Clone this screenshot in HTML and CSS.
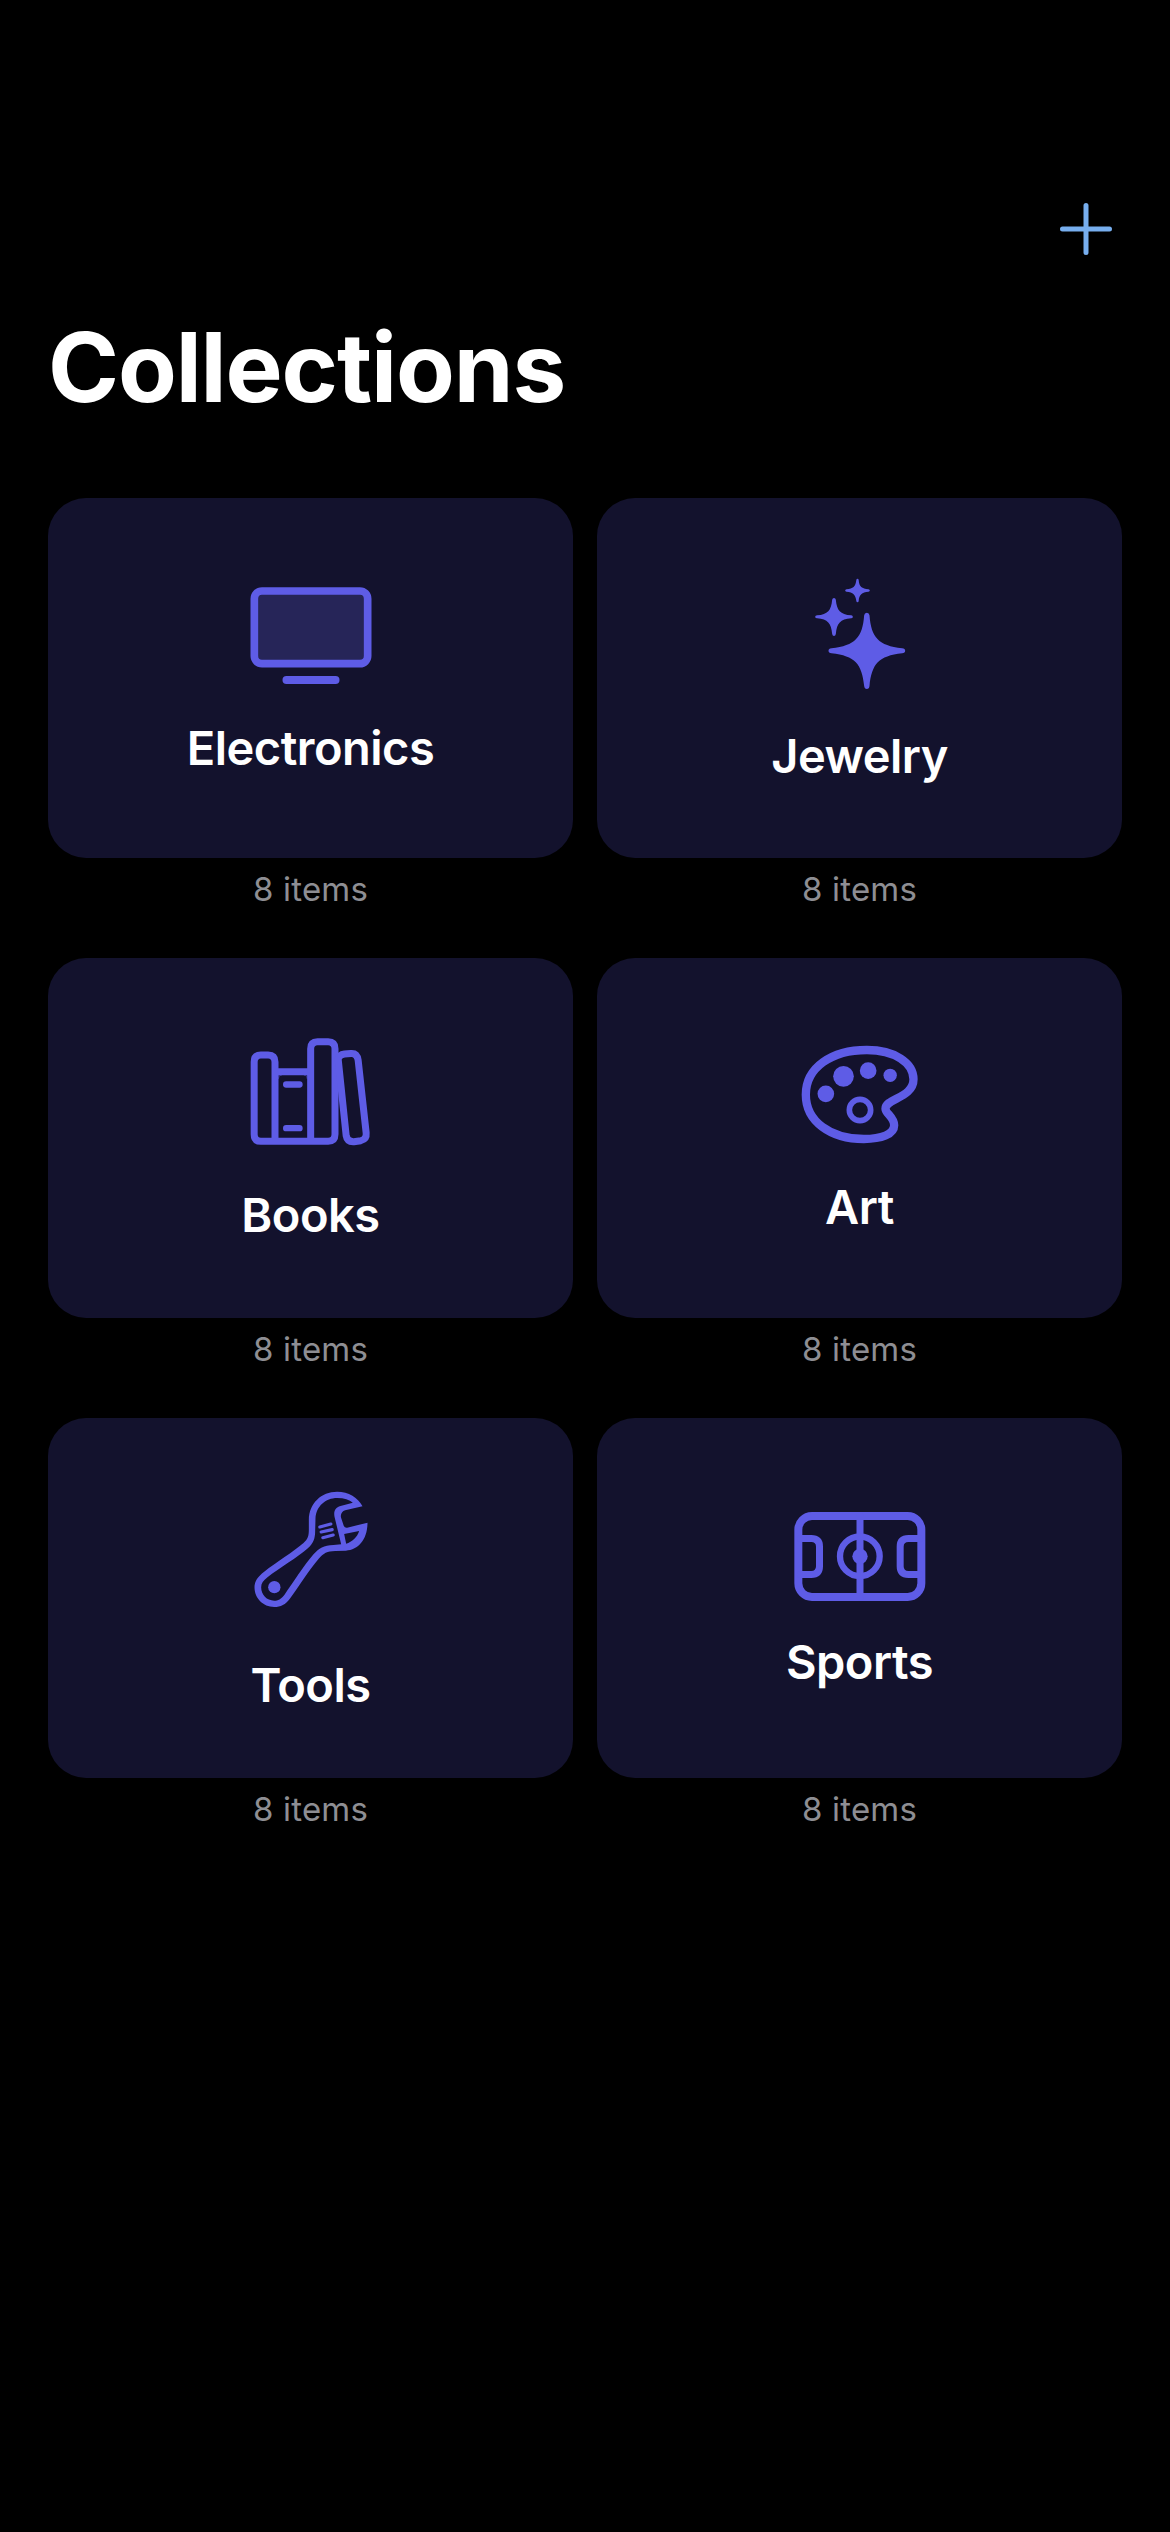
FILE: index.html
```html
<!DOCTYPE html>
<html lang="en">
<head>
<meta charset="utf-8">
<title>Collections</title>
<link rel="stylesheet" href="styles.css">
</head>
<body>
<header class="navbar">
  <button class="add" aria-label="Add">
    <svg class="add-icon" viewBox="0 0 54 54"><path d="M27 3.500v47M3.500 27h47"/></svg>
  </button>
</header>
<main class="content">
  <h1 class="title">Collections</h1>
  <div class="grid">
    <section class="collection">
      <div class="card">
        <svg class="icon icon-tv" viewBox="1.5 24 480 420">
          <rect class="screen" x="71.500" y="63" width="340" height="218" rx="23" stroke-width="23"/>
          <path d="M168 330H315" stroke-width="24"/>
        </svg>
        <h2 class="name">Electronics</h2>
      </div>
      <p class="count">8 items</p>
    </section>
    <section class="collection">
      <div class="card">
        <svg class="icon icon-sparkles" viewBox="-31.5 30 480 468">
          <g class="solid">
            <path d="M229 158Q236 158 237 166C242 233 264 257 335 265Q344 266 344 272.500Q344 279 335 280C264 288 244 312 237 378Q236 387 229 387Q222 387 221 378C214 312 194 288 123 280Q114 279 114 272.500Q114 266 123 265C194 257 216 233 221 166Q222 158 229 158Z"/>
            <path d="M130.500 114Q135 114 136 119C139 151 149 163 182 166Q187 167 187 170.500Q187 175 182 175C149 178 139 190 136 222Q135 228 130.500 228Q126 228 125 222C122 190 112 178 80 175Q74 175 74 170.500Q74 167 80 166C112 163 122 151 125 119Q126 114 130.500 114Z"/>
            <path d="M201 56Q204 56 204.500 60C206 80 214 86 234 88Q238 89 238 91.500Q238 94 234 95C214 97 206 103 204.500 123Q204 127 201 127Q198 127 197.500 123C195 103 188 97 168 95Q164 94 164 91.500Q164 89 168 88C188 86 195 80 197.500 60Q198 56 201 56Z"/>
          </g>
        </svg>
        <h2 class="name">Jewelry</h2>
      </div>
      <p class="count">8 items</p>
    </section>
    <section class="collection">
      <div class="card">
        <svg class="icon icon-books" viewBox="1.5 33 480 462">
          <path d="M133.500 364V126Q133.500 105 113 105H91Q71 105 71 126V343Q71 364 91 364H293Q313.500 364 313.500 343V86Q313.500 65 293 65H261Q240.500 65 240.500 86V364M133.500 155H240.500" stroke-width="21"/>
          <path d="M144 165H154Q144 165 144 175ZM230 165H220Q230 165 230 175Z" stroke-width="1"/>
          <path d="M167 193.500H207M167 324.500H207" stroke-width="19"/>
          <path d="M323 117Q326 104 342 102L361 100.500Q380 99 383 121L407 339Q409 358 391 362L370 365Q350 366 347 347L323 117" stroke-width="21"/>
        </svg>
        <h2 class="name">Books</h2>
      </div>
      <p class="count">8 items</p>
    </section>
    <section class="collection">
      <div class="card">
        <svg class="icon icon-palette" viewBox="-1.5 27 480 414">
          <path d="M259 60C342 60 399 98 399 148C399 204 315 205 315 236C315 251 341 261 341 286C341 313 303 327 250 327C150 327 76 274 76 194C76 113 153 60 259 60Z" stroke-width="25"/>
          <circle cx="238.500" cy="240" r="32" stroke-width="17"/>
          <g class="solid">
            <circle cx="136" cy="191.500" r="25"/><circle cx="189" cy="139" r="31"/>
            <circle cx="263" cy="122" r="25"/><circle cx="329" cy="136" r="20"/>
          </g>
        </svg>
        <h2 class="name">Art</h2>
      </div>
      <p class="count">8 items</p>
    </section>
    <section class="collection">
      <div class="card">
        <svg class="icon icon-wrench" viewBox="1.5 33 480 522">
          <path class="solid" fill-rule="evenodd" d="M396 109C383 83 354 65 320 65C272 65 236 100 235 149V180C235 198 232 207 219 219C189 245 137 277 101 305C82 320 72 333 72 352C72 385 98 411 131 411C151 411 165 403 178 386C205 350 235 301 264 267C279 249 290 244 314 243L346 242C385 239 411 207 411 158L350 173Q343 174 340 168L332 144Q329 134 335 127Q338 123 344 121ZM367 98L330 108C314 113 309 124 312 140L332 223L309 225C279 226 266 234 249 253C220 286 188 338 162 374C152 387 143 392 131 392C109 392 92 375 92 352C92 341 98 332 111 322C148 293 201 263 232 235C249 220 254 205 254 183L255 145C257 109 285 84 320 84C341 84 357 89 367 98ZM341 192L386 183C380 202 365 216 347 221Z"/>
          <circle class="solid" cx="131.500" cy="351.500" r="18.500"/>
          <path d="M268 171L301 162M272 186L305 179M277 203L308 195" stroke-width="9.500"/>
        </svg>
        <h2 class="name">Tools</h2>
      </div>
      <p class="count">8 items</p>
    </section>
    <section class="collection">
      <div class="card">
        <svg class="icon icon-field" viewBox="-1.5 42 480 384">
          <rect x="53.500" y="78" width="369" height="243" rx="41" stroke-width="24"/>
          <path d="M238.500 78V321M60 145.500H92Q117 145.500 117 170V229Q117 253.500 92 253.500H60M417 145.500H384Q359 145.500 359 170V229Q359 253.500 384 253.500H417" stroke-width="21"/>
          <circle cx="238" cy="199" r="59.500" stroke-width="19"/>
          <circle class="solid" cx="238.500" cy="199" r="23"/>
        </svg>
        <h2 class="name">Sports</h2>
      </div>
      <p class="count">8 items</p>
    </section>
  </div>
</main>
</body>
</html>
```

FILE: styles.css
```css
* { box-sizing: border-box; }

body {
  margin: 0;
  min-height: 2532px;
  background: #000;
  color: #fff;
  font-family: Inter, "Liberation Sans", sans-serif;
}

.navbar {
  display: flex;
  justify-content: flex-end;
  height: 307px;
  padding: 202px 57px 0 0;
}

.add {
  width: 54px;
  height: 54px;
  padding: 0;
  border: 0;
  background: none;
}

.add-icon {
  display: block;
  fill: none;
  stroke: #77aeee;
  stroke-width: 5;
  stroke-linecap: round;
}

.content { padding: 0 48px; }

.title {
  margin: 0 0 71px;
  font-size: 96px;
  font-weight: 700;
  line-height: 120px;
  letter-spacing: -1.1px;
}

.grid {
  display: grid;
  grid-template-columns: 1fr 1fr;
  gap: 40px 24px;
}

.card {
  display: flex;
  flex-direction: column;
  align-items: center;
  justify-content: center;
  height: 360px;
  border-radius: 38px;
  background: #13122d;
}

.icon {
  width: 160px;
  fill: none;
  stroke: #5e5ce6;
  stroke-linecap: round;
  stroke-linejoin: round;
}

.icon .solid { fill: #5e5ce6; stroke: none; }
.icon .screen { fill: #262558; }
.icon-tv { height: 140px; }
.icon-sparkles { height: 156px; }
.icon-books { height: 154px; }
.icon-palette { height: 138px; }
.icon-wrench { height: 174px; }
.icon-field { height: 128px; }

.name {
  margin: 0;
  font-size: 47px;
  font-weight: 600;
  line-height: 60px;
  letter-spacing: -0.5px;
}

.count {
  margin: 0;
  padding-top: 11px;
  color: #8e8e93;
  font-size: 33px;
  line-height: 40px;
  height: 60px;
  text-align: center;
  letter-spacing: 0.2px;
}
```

**Do this**: Make an exact copy of all the material, but keep the pictures out of it.

**Solution for this problem**:
Clone this screenshot in HTML and CSS.
FILE: index.html
```html
<!DOCTYPE html>
<html lang="en">
<head>
<meta charset="utf-8">
<title>Collections</title>
<link rel="stylesheet" href="styles.css">
</head>
<body>
<header class="navbar">
  <button class="add" aria-label="Add">
    <svg class="add-icon" viewBox="0 0 54 54"><path d="M27 3.500v47M3.500 27h47"/></svg>
  </button>
</header>
<main class="content">
  <h1 class="title">Collections</h1>
  <div class="grid">
    <section class="collection">
      <div class="card">
        <svg class="icon icon-tv" viewBox="1.5 24 480 420">
          <rect class="screen" x="71.500" y="63" width="340" height="218" rx="23" stroke-width="23"/>
          <path d="M168 330H315" stroke-width="24"/>
        </svg>
        <h2 class="name">Electronics</h2>
      </div>
      <p class="count">8 items</p>
    </section>
    <section class="collection">
      <div class="card">
        <svg class="icon icon-sparkles" viewBox="-31.5 30 480 468">
          <g class="solid">
            <path d="M229 158Q236 158 237 166C242 233 264 257 335 265Q344 266 344 272.500Q344 279 335 280C264 288 244 312 237 378Q236 387 229 387Q222 387 221 378C214 312 194 288 123 280Q114 279 114 272.500Q114 266 123 265C194 257 216 233 221 166Q222 158 229 158Z"/>
            <path d="M130.500 114Q135 114 136 119C139 151 149 163 182 166Q187 167 187 170.500Q187 175 182 175C149 178 139 190 136 222Q135 228 130.500 228Q126 228 125 222C122 190 112 178 80 175Q74 175 74 170.500Q74 167 80 166C112 163 122 151 125 119Q126 114 130.500 114Z"/>
            <path d="M201 56Q204 56 204.500 60C206 80 214 86 234 88Q238 89 238 91.500Q238 94 234 95C214 97 206 103 204.500 123Q204 127 201 127Q198 127 197.500 123C195 103 188 97 168 95Q164 94 164 91.500Q164 89 168 88C188 86 195 80 197.500 60Q198 56 201 56Z"/>
          </g>
        </svg>
        <h2 class="name">Jewelry</h2>
      </div>
      <p class="count">8 items</p>
    </section>
    <section class="collection">
      <div class="card">
        <svg class="icon icon-books" viewBox="1.5 33 480 462">
          <path d="M133.500 364V126Q133.500 105 113 105H91Q71 105 71 126V343Q71 364 91 364H293Q313.500 364 313.500 343V86Q313.500 65 293 65H261Q240.500 65 240.500 86V364M133.500 155H240.500" stroke-width="21"/>
          <path d="M144 165H154Q144 165 144 175ZM230 165H220Q230 165 230 175Z" stroke-width="1"/>
          <path d="M167 193.500H207M167 324.500H207" stroke-width="19"/>
          <path d="M323 117Q326 104 342 102L361 100.500Q380 99 383 121L407 339Q409 358 391 362L370 365Q350 366 347 347L323 117" stroke-width="21"/>
        </svg>
        <h2 class="name">Books</h2>
      </div>
      <p class="count">8 items</p>
    </section>
    <section class="collection">
      <div class="card">
        <svg class="icon icon-palette" viewBox="-1.5 27 480 414">
          <path d="M259 60C342 60 399 98 399 148C399 204 315 205 315 236C315 251 341 261 341 286C341 313 303 327 250 327C150 327 76 274 76 194C76 113 153 60 259 60Z" stroke-width="25"/>
          <circle cx="238.500" cy="240" r="32" stroke-width="17"/>
          <g class="solid">
            <circle cx="136" cy="191.500" r="25"/><circle cx="189" cy="139" r="31"/>
            <circle cx="263" cy="122" r="25"/><circle cx="329" cy="136" r="20"/>
          </g>
        </svg>
        <h2 class="name">Art</h2>
      </div>
      <p class="count">8 items</p>
    </section>
    <section class="collection">
      <div class="card">
        <svg class="icon icon-wrench" viewBox="1.5 33 480 522">
          <path class="solid" fill-rule="evenodd" d="M396 109C383 83 354 65 320 65C272 65 236 100 235 149V180C235 198 232 207 219 219C189 245 137 277 101 305C82 320 72 333 72 352C72 385 98 411 131 411C151 411 165 403 178 386C205 350 235 301 264 267C279 249 290 244 314 243L346 242C385 239 411 207 411 158L350 173Q343 174 340 168L332 144Q329 134 335 127Q338 123 344 121ZM367 98L330 108C314 113 309 124 312 140L332 223L309 225C279 226 266 234 249 253C220 286 188 338 162 374C152 387 143 392 131 392C109 392 92 375 92 352C92 341 98 332 111 322C148 293 201 263 232 235C249 220 254 205 254 183L255 145C257 109 285 84 320 84C341 84 357 89 367 98ZM341 192L386 183C380 202 365 216 347 221Z"/>
          <circle class="solid" cx="131.500" cy="351.500" r="18.500"/>
          <path d="M268 171L301 162M272 186L305 179M277 203L308 195" stroke-width="9.500"/>
        </svg>
        <h2 class="name">Tools</h2>
      </div>
      <p class="count">8 items</p>
    </section>
    <section class="collection">
      <div class="card">
        <svg class="icon icon-field" viewBox="-1.5 42 480 384">
          <rect x="53.500" y="78" width="369" height="243" rx="41" stroke-width="24"/>
          <path d="M238.500 78V321M60 145.500H92Q117 145.500 117 170V229Q117 253.500 92 253.500H60M417 145.500H384Q359 145.500 359 170V229Q359 253.500 384 253.500H417" stroke-width="21"/>
          <circle cx="238" cy="199" r="59.500" stroke-width="19"/>
          <circle class="solid" cx="238.500" cy="199" r="23"/>
        </svg>
        <h2 class="name">Sports</h2>
      </div>
      <p class="count">8 items</p>
    </section>
  </div>
</main>
</body>
</html>
```

FILE: styles.css
```css
* { box-sizing: border-box; }

body {
  margin: 0;
  min-height: 2532px;
  background: #000;
  color: #fff;
  font-family: Inter, "Liberation Sans", sans-serif;
}

.navbar {
  display: flex;
  justify-content: flex-end;
  height: 307px;
  padding: 202px 57px 0 0;
}

.add {
  width: 54px;
  height: 54px;
  padding: 0;
  border: 0;
  background: none;
}

.add-icon {
  display: block;
  fill: none;
  stroke: #77aeee;
  stroke-width: 5;
  stroke-linecap: round;
}

.content { padding: 0 48px; }

.title {
  margin: 0 0 71px;
  font-size: 96px;
  font-weight: 700;
  line-height: 120px;
  letter-spacing: -1.1px;
}

.grid {
  display: grid;
  grid-template-columns: 1fr 1fr;
  gap: 40px 24px;
}

.card {
  display: flex;
  flex-direction: column;
  align-items: center;
  justify-content: center;
  height: 360px;
  border-radius: 38px;
  background: #13122d;
}

.icon {
  width: 160px;
  fill: none;
  stroke: #5e5ce6;
  stroke-linecap: round;
  stroke-linejoin: round;
}

.icon .solid { fill: #5e5ce6; stroke: none; }
.icon .screen { fill: #262558; }
.icon-tv { height: 140px; }
.icon-sparkles { height: 156px; }
.icon-books { height: 154px; }
.icon-palette { height: 138px; }
.icon-wrench { height: 174px; }
.icon-field { height: 128px; }

.name {
  margin: 0;
  font-size: 47px;
  font-weight: 600;
  line-height: 60px;
  letter-spacing: -0.5px;
}

.count {
  margin: 0;
  padding-top: 11px;
  color: #8e8e93;
  font-size: 33px;
  line-height: 40px;
  height: 60px;
  text-align: center;
  letter-spacing: 0.2px;
}
```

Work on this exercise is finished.